Nun ist es nicht so, als würde sich die Menge teilen, wenn eine hellblaue Bogner-Jacke vorm Starthäusl um die Ecke biegt. Aber Anerkennung aus den anderen Nationen im Weltcup verspüren sie im DSV dann schon. "Eine große sogar", meint Fritz Dopfer, Sonntag in Kitzbühel hervorragender Siebter, "denn die wissen, welche Arbeit bei uns dahintersteckt."

Dass sich diese Arbeit nicht wie Maloche anfühlt, dafür sorgt die gute Stimmung im Team. Dopfer sagt: "Unsere Trainer geben die Richtung vor. Sie geben vollen Einsatz - und das münzt sich auf uns um." Neureuther findet: "Schön, dass wir wieder eine richtige Mannschaft haben. Speziell für mich. Ich muss zum Beispiel in der Vorbereitung nicht alleine vier Wochen nach Neuseeland reisen. Diese Truppe, das sind einfach alles positiv Verrückte."

Dazu zählen neben ihm und Dopfer unter anderem der hoch talentierte Stefan Luitz, 20, und Dominik Stehle, 26, die Sonntag allerdings mit hohen Startnummern an dem Unterfangen scheiterten, den zweiten Durchgang zu erreichen. Was die DSV-Torläufer bei der WM in Schladming zu leisten imstande sind? Cheftrainer Karlheinz Waibel sagt: "Favoriten sind andere. Aber wir wollen in den technischen Disziplinen zumindest mitreden um die Medaillen." Was er von seinen Burschen höre, stimme ihn positiv: "Dass sie nämlich Spaß haben" - im Gegensatz zu den Speedfahrern um Stephan Keppler, der in der Abfahrt am Sonnabend beim Überraschungssieg des Italieners Dominik Paris den mauen 28. Platz belegte.
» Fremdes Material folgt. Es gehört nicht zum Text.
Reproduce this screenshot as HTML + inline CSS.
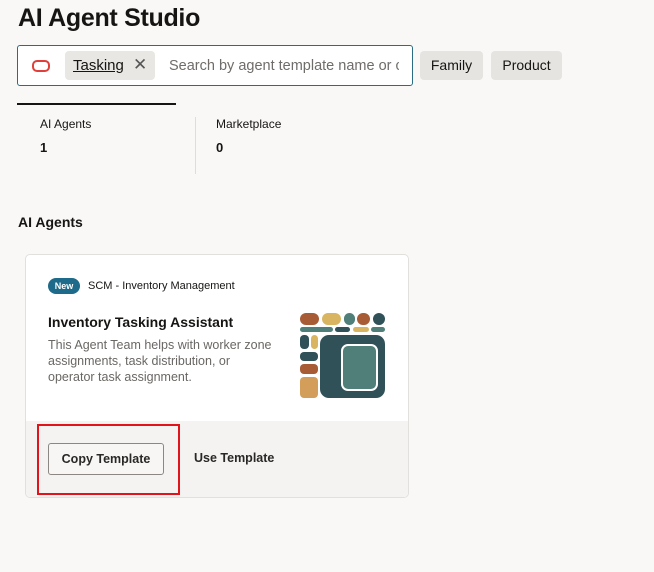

Spaß scheint derzeit auch Felix Neureuthers Treibstoff zu sein. In sieben Slalomrennen der Saison fuhr er vier Podestplatzierungen ein, lag nie schlechter als auf Rang sieben, feierte einen Sieg, überraschte obendrein mit einer blendenden Riesenslalombilanz und - ebenso wichtig - brachte alle seine Läufe ins Ziel. Solch eine Konstanz genoss Neureuther junior noch nie. "Es gab Punkte in meiner Karriere, an denen ich mich nach großen Niederlagen wieder zurückgekämpft habe. Jetzt lösen sich viele Verkrampfungen", sagt er.

Früher habe er oft behauptet, aus Pleiten gestärkt herauszugehen. "Doch das war nicht immer ehrlich gemeint", sagt Neureuther heute. Mit demnächst 29 Jahren wähnt sich der kernige Bayer nun wirklich reif für echte Großtaten. "Die WM fängt wieder bei null an. Von der ganzen Körpersprache her werde ich das Ganze ein bisschen spritziger angehen", verkündete er angriffslustig.

Zunächst starten Neureuther und Dopfer zu einem strapaziösen Kurztrip nach Russland. In Moskau lässt der Ski-Weltverband am Dienstag die zwölf besten Slalomfahrer sowie die vier Erstplatzierten der Gesamtweltcupwertung zu einer Parallelslalom-Gaudi antreten, wie sie am Neujahrstag schon in München ausgetragen wurde. Der mit 100 Weltcuppunkten entlohnte Gewinner vor knapp vier Wochen hieß Felix Neureuther. Kein Wunder, dass er im Gegensatz zu vielen Konkurrenten sagt: "Klar ist es stressig. Aber ich finde, das ist ein cooles Event."